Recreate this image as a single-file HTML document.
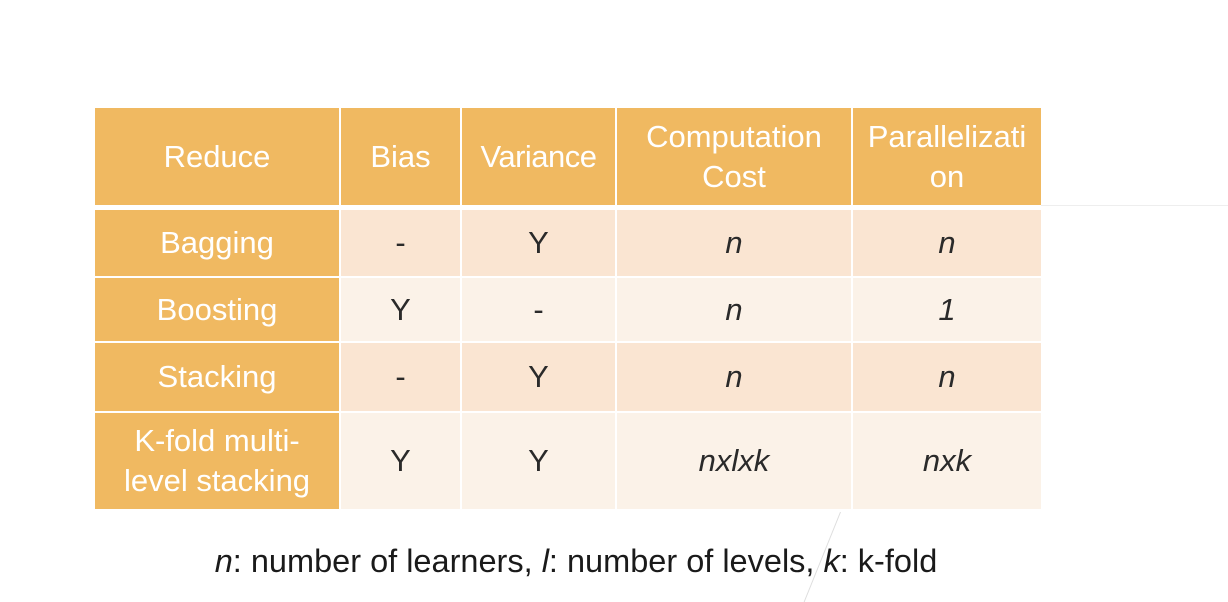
<!DOCTYPE html>
<html><head><style>
body{margin:0;width:1228px;height:596px;background:#fff;position:relative;overflow:hidden;font-family:"Liberation Sans",sans-serif;}
.c{position:absolute;display:flex;align-items:center;justify-content:center;text-align:center;font-size:31px;line-height:40px;color:#2a2a2a;}
.h{background:#F0B961;color:#fff;}
.a{background:#FAE5D2;}
.b{background:#FBF2E8;}
i{font-style:italic;}
</style></head><body>
<div style="position:absolute;left:1041px;top:205px;width:187px;height:1px;background:#eee"></div>
<div style="position:absolute;left:840px;top:512px;width:1px;height:90px;background:#ddd;transform:skewX(-22deg);transform-origin:top"></div>
<!-- header -->
<div class="c h" style="left:95px;top:108px;width:244px;height:97px">Reduce</div>
<div class="c h" style="left:341px;top:108px;width:119px;height:97px">Bias</div>
<div class="c h" style="left:462px;top:108px;width:153px;height:97px;letter-spacing:-0.5px">Variance</div>
<div class="c h" style="left:617px;top:108px;width:234px;height:97px">Computation<br>Cost</div>
<div class="c h" style="left:853px;top:108px;width:188px;height:97px">Parallelizati<br>on</div>
<!-- row1 -->
<div class="c h" style="left:95px;top:210px;width:244px;height:66px">Bagging</div>
<div class="c a" style="left:341px;top:210px;width:119px;height:66px">-</div>
<div class="c a" style="left:462px;top:210px;width:153px;height:66px">Y</div>
<div class="c a" style="left:617px;top:210px;width:234px;height:66px"><i>n</i></div>
<div class="c a" style="left:853px;top:210px;width:188px;height:66px"><i>n</i></div>
<!-- row2 -->
<div class="c h" style="left:95px;top:278px;width:244px;height:63px">Boosting</div>
<div class="c b" style="left:341px;top:278px;width:119px;height:63px">Y</div>
<div class="c b" style="left:462px;top:278px;width:153px;height:63px">-</div>
<div class="c b" style="left:617px;top:278px;width:234px;height:63px"><i>n</i></div>
<div class="c b" style="left:853px;top:278px;width:188px;height:63px"><i>1</i></div>
<!-- row3 -->
<div class="c h" style="left:95px;top:343px;width:244px;height:68px">Stacking</div>
<div class="c a" style="left:341px;top:343px;width:119px;height:68px">-</div>
<div class="c a" style="left:462px;top:343px;width:153px;height:68px">Y</div>
<div class="c a" style="left:617px;top:343px;width:234px;height:68px"><i>n</i></div>
<div class="c a" style="left:853px;top:343px;width:188px;height:68px"><i>n</i></div>
<!-- row4 -->
<div class="c h" style="left:95px;top:413px;width:244px;height:96px">K-fold multi-<br>level stacking</div>
<div class="c b" style="left:341px;top:413px;width:119px;height:96px">Y</div>
<div class="c b" style="left:462px;top:413px;width:153px;height:96px">Y</div>
<div class="c b" style="left:617px;top:413px;width:234px;height:96px"><i>nxlxk</i></div>
<div class="c b" style="left:853px;top:413px;width:188px;height:96px"><i>nxk</i></div>
<div style="position:absolute;left:0;width:1152px;top:541px;text-align:center;font-size:32.5px;color:#1a1a1a;line-height:40px"><i>n</i>: number of learners, <i>l</i>: number of levels, <i>k</i>: k-fold</div>
</body></html>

========================================

INSTRUCTIONS FOR THE TASK: The listing above must be printed again exactly, minus its pictures.

ANSWER TO THIS EXERCISE:
Recreate this image as a single-file HTML document.
<!DOCTYPE html>
<html><head><style>
body{margin:0;width:1228px;height:596px;background:#fff;position:relative;overflow:hidden;font-family:"Liberation Sans",sans-serif;}
.c{position:absolute;display:flex;align-items:center;justify-content:center;text-align:center;font-size:31px;line-height:40px;color:#2a2a2a;}
.h{background:#F0B961;color:#fff;}
.a{background:#FAE5D2;}
.b{background:#FBF2E8;}
i{font-style:italic;}
</style></head><body>
<div style="position:absolute;left:1041px;top:205px;width:187px;height:1px;background:#eee"></div>
<div style="position:absolute;left:840px;top:512px;width:1px;height:90px;background:#ddd;transform:skewX(-22deg);transform-origin:top"></div>
<!-- header -->
<div class="c h" style="left:95px;top:108px;width:244px;height:97px">Reduce</div>
<div class="c h" style="left:341px;top:108px;width:119px;height:97px">Bias</div>
<div class="c h" style="left:462px;top:108px;width:153px;height:97px;letter-spacing:-0.5px">Variance</div>
<div class="c h" style="left:617px;top:108px;width:234px;height:97px">Computation<br>Cost</div>
<div class="c h" style="left:853px;top:108px;width:188px;height:97px">Parallelizati<br>on</div>
<!-- row1 -->
<div class="c h" style="left:95px;top:210px;width:244px;height:66px">Bagging</div>
<div class="c a" style="left:341px;top:210px;width:119px;height:66px">-</div>
<div class="c a" style="left:462px;top:210px;width:153px;height:66px">Y</div>
<div class="c a" style="left:617px;top:210px;width:234px;height:66px"><i>n</i></div>
<div class="c a" style="left:853px;top:210px;width:188px;height:66px"><i>n</i></div>
<!-- row2 -->
<div class="c h" style="left:95px;top:278px;width:244px;height:63px">Boosting</div>
<div class="c b" style="left:341px;top:278px;width:119px;height:63px">Y</div>
<div class="c b" style="left:462px;top:278px;width:153px;height:63px">-</div>
<div class="c b" style="left:617px;top:278px;width:234px;height:63px"><i>n</i></div>
<div class="c b" style="left:853px;top:278px;width:188px;height:63px"><i>1</i></div>
<!-- row3 -->
<div class="c h" style="left:95px;top:343px;width:244px;height:68px">Stacking</div>
<div class="c a" style="left:341px;top:343px;width:119px;height:68px">-</div>
<div class="c a" style="left:462px;top:343px;width:153px;height:68px">Y</div>
<div class="c a" style="left:617px;top:343px;width:234px;height:68px"><i>n</i></div>
<div class="c a" style="left:853px;top:343px;width:188px;height:68px"><i>n</i></div>
<!-- row4 -->
<div class="c h" style="left:95px;top:413px;width:244px;height:96px">K-fold multi-<br>level stacking</div>
<div class="c b" style="left:341px;top:413px;width:119px;height:96px">Y</div>
<div class="c b" style="left:462px;top:413px;width:153px;height:96px">Y</div>
<div class="c b" style="left:617px;top:413px;width:234px;height:96px"><i>nxlxk</i></div>
<div class="c b" style="left:853px;top:413px;width:188px;height:96px"><i>nxk</i></div>
<div style="position:absolute;left:0;width:1152px;top:541px;text-align:center;font-size:32.5px;color:#1a1a1a;line-height:40px"><i>n</i>: number of learners, <i>l</i>: number of levels, <i>k</i>: k-fold</div>
</body></html>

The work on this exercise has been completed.